You have come to the country of snowy mountains and flowering valleys which perfume our tropical breezes, preceded by the meritorious fame of having preserved always, unblemished during the course of your fruitful life, the reputation and profession of a lawyer, of having penetrated the secrets of the juridical science and of consecrating today all your energies and abilities to the service of your country.

By a happy coincidence, you will find engraved in this parchment as our motto: "Professional Honor, Science, and Country"—the same great ends that have consecrated your life. Never was the diploma bearing this motto conferred upon a more meritorious or greater man.

In science, you have not been the selfish investigator nor in the service of your country have you confined yourself to directing from your place in the Cabinet the important matters of the foreign relations of a world-power.

Knowing that the time has passed for studies merely speculative, and that at the present day every scientific truth cannot be such unless it is applicable, you have most happily found time to scatter the treasures of your studies, either when carrying them as the apostle of peace and concord to other countries, or through your invaluable publications.

The Academy could hardly be indifferent to this phase of your labors, as we owe to it the great satisfaction of knowing you intellectually and personally; and we pay you our profound respect.

Therefore, selecting from among your works the last you have published, entitled The Citizen's Part in Government,[6] it was agreed that we should offer you a translation of the same, in the hope that it may please you as it comes from the able and learned pen of an Academician for whom you have shown particular friendship prior to this time, and who feels for you the just admiration expressed in the eloquent words of welcome that we have all seconded.

We find in this illuminating work of yours the double revelation of the genius that pursues the development of a great idea, and of the generous heart that instills it with an ardor that will make it successful.

I will not take the liberty, Mr. Secretary, of commenting on the selection made by the Academy; but I can assure you that the collection of your lectures at Yale University, appear to me worthy, for the clear observation and teaching they contain, to be designated as the text-book to be read in all schools by youths preparing to exercise the rights of citizenship. Therefore, I beg you, kindly to accept the special copy of this translation presented by the Academy.

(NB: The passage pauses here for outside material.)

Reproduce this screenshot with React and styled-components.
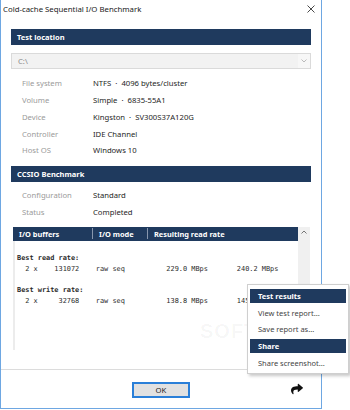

Among those who devote themselves to the study of science in general, Mr. Secretary, and more particularly among those who cultivate one special branch, is formed a sort of fraternity of feelings and affections—the fruit of the communion of ideas—and also of respect caused in every really broad man, for the talents and learning of others.

This fraternal feeling has always existed among the jurists of all nations, and in every language there is a word to describe it: compañero, in our Castilian tongue; confrère, in French; and in yours, the most virile and the most expressive, you use the word brother.